- Task -
Write out the data again exactly, skipping every picture.
═══ Provided data ═══
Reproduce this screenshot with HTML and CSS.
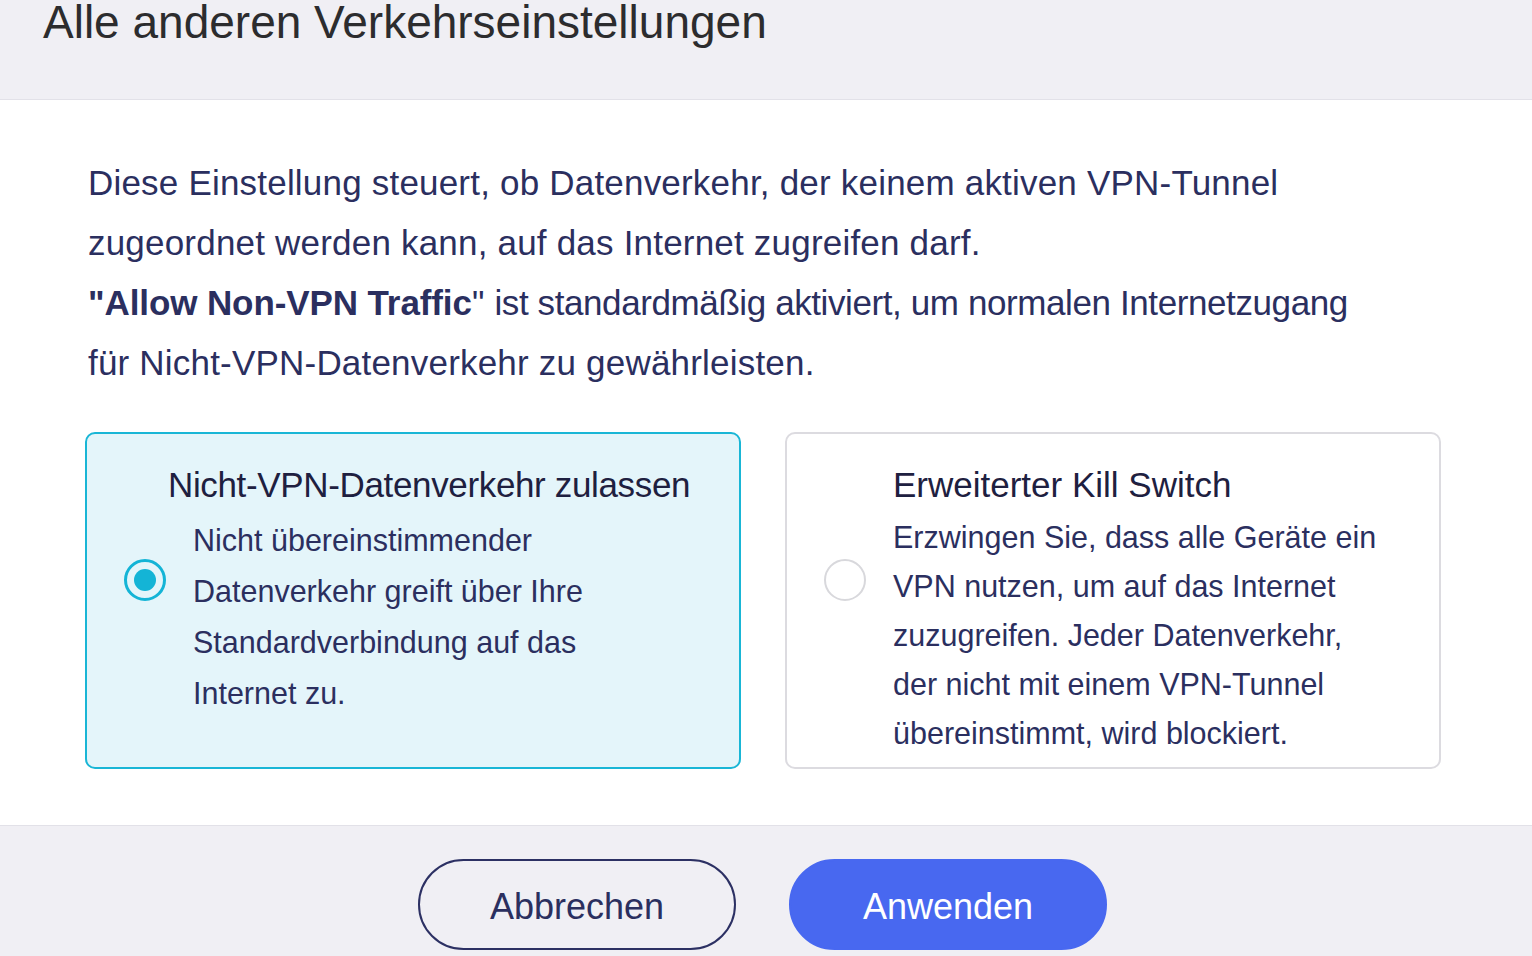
FILE: index.html
```html
<!DOCTYPE html>
<html lang="de">
<head>
<meta charset="utf-8">
<title>Alle anderen Verkehrseinstellungen</title>
<link rel="stylesheet" href="styles.css">
</head>
<body>
<div class="dialog">
  <header class="dialog-header">
    <h1 class="dialog-title">Alle anderen Verkehrseinstellungen</h1>
  </header>
  <main class="dialog-body">
    <p class="intro">Diese Einstellung steuert, ob Datenverkehr, der keinem aktiven VPN-Tunnel<br>zugeordnet werden kann, auf das Internet zugreifen darf.<br><strong>"Allow Non-VPN Traffic</strong>" <span class="intro-tight">ist standardmäßig aktiviert, um normalen Internetzugang</span><br>für Nicht-VPN-Datenverkehr zu gewährleisten.</p>
    <div class="options">
      <label class="option option-selected">
        <span class="radio radio-on"><span class="radio-dot"></span></span>
        <span class="option-text">
          <span class="option-title option-title-shift">Nicht-VPN-Datenverkehr zulassen</span>
          <span class="option-desc">Nicht übereinstimmender<br>Datenverkehr greift über Ihre<br>Standardverbindung auf das<br>Internet zu.</span>
        </span>
      </label>
      <label class="option">
        <span class="radio"></span>
        <span class="option-text">
          <span class="option-title">Erweiterter Kill Switch</span>
          <span class="option-desc option-desc-tight">Erzwingen Sie, dass alle Geräte ein<br>VPN nutzen, um auf das Internet<br>zuzugreifen. Jeder Datenverkehr,<br>der nicht mit einem VPN-Tunnel<br>übereinstimmt, wird blockiert.</span>
        </span>
      </label>
    </div>
  </main>
  <footer class="dialog-footer">
    <button class="btn btn-outline">Abbrechen</button>
    <button class="btn btn-primary">Anwenden</button>
  </footer>
</div>
</body>
</html>
```

FILE: styles.css
```css
* { box-sizing: border-box; }
html, body { margin: 0; padding: 0; }
body {
  font-family: "Liberation Sans", Arial, sans-serif;
  background: #ffffff;
  width: 1532px;
  height: 956px;
  overflow: hidden;
}
.dialog {
  display: flex;
  flex-direction: column;
  height: 956px;
}
.dialog-header {
  height: 100px;
  background: #f0eff4;
  border-bottom: 1px solid #e2e1e8;
  padding-left: 43px;
}
.dialog-title {
  margin: -1px 0 0 0;
  font-size: 46px;
  line-height: 47px;
  font-weight: 400;
  color: #2c2c2e;
  white-space: nowrap;
}
.dialog-body {
  background: #ffffff;
  padding: 53px 60px 55px 85px;
  height: 725px;
}
.intro {
  margin: 0 0 39px 3px;
  font-size: 35px;
  line-height: 60px;
  color: #2b2f5f;
  letter-spacing: 0.2px;
  white-space: nowrap;
}
.intro strong { font-weight: 700; letter-spacing: -0.1px; }
.intro-tight { letter-spacing: -0.4px; }
.options {
  display: flex;
  gap: 44px;
}
.option {
  flex: none;
  width: 656px;
  height: 337px;
  border: 2px solid #dcdbe0;
  border-radius: 10px;
  background: #ffffff;
  display: flex;
  align-items: flex-start;
  padding: 29px 20px 0 37px;
}
.option-selected {
  background: #e4f5fa;
  border-color: #19b6d6;
}
.radio {
  flex: none;
  width: 42px;
  height: 42px;
  margin-top: 96px;
  border: 2px solid #d8d8dc;
  border-radius: 50%;
  display: flex;
  align-items: center;
  justify-content: center;
}
.radio-on {
  border: 3px solid #14b4d6;
}
.radio-dot {
  width: 22px;
  height: 22px;
  border-radius: 50%;
  background: #14b4d6;
}
.option-text {
  display: flex;
  flex-direction: column;
  margin-left: 27px;
  white-space: nowrap;
}
.option-title {
  font-size: 35px;
  line-height: 44px;
  color: #1e2040;
}
.option-title-shift {
  margin-left: -25px;
  letter-spacing: -0.35px;
}
.option-desc {
  margin-top: 8px;
  font-size: 30.5px;
  line-height: 51px;
  color: #2b2f5f;
}
.option-desc-tight {
  margin-top: 6px;
  line-height: 49px;
}
.dialog-footer {
  flex: 1;
  background: #f0eff4;
  border-top: 1px solid #e2e1e8;
  display: flex;
  justify-content: center;
  align-items: flex-start;
  gap: 53px;
  padding-top: 33px;
  padding-right: 7px;
}
.btn {
  width: 318px;
  height: 91px;
  border-radius: 46px;
  font-family: "Liberation Sans", Arial, sans-serif;
  font-size: 36px;
  padding-top: 6px;
  cursor: pointer;
}
.btn-outline {
  background: transparent;
  border: 2px solid #2c3063;
  color: #2b2f5f;
}
.btn-primary {
  background: #4868f0;
  border: 2px solid #4868f0;
  color: #ffffff;
}
```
═══
- Exercise output -
Reproduce this screenshot with HTML and CSS.
FILE: index.html
```html
<!DOCTYPE html>
<html lang="de">
<head>
<meta charset="utf-8">
<title>Alle anderen Verkehrseinstellungen</title>
<link rel="stylesheet" href="styles.css">
</head>
<body>
<div class="dialog">
  <header class="dialog-header">
    <h1 class="dialog-title">Alle anderen Verkehrseinstellungen</h1>
  </header>
  <main class="dialog-body">
    <p class="intro">Diese Einstellung steuert, ob Datenverkehr, der keinem aktiven VPN-Tunnel<br>zugeordnet werden kann, auf das Internet zugreifen darf.<br><strong>"Allow Non-VPN Traffic</strong>" <span class="intro-tight">ist standardmäßig aktiviert, um normalen Internetzugang</span><br>für Nicht-VPN-Datenverkehr zu gewährleisten.</p>
    <div class="options">
      <label class="option option-selected">
        <span class="radio radio-on"><span class="radio-dot"></span></span>
        <span class="option-text">
          <span class="option-title option-title-shift">Nicht-VPN-Datenverkehr zulassen</span>
          <span class="option-desc">Nicht übereinstimmender<br>Datenverkehr greift über Ihre<br>Standardverbindung auf das<br>Internet zu.</span>
        </span>
      </label>
      <label class="option">
        <span class="radio"></span>
        <span class="option-text">
          <span class="option-title">Erweiterter Kill Switch</span>
          <span class="option-desc option-desc-tight">Erzwingen Sie, dass alle Geräte ein<br>VPN nutzen, um auf das Internet<br>zuzugreifen. Jeder Datenverkehr,<br>der nicht mit einem VPN-Tunnel<br>übereinstimmt, wird blockiert.</span>
        </span>
      </label>
    </div>
  </main>
  <footer class="dialog-footer">
    <button class="btn btn-outline">Abbrechen</button>
    <button class="btn btn-primary">Anwenden</button>
  </footer>
</div>
</body>
</html>
```

FILE: styles.css
```css
* { box-sizing: border-box; }
html, body { margin: 0; padding: 0; }
body {
  font-family: "Liberation Sans", Arial, sans-serif;
  background: #ffffff;
  width: 1532px;
  height: 956px;
  overflow: hidden;
}
.dialog {
  display: flex;
  flex-direction: column;
  height: 956px;
}
.dialog-header {
  height: 100px;
  background: #f0eff4;
  border-bottom: 1px solid #e2e1e8;
  padding-left: 43px;
}
.dialog-title {
  margin: -1px 0 0 0;
  font-size: 46px;
  line-height: 47px;
  font-weight: 400;
  color: #2c2c2e;
  white-space: nowrap;
}
.dialog-body {
  background: #ffffff;
  padding: 53px 60px 55px 85px;
  height: 725px;
}
.intro {
  margin: 0 0 39px 3px;
  font-size: 35px;
  line-height: 60px;
  color: #2b2f5f;
  letter-spacing: 0.2px;
  white-space: nowrap;
}
.intro strong { font-weight: 700; letter-spacing: -0.1px; }
.intro-tight { letter-spacing: -0.4px; }
.options {
  display: flex;
  gap: 44px;
}
.option {
  flex: none;
  width: 656px;
  height: 337px;
  border: 2px solid #dcdbe0;
  border-radius: 10px;
  background: #ffffff;
  display: flex;
  align-items: flex-start;
  padding: 29px 20px 0 37px;
}
.option-selected {
  background: #e4f5fa;
  border-color: #19b6d6;
}
.radio {
  flex: none;
  width: 42px;
  height: 42px;
  margin-top: 96px;
  border: 2px solid #d8d8dc;
  border-radius: 50%;
  display: flex;
  align-items: center;
  justify-content: center;
}
.radio-on {
  border: 3px solid #14b4d6;
}
.radio-dot {
  width: 22px;
  height: 22px;
  border-radius: 50%;
  background: #14b4d6;
}
.option-text {
  display: flex;
  flex-direction: column;
  margin-left: 27px;
  white-space: nowrap;
}
.option-title {
  font-size: 35px;
  line-height: 44px;
  color: #1e2040;
}
.option-title-shift {
  margin-left: -25px;
  letter-spacing: -0.35px;
}
.option-desc {
  margin-top: 8px;
  font-size: 30.5px;
  line-height: 51px;
  color: #2b2f5f;
}
.option-desc-tight {
  margin-top: 6px;
  line-height: 49px;
}
.dialog-footer {
  flex: 1;
  background: #f0eff4;
  border-top: 1px solid #e2e1e8;
  display: flex;
  justify-content: center;
  align-items: flex-start;
  gap: 53px;
  padding-top: 33px;
  padding-right: 7px;
}
.btn {
  width: 318px;
  height: 91px;
  border-radius: 46px;
  font-family: "Liberation Sans", Arial, sans-serif;
  font-size: 36px;
  padding-top: 6px;
  cursor: pointer;
}
.btn-outline {
  background: transparent;
  border: 2px solid #2c3063;
  color: #2b2f5f;
}
.btn-primary {
  background: #4868f0;
  border: 2px solid #4868f0;
  color: #ffffff;
}
```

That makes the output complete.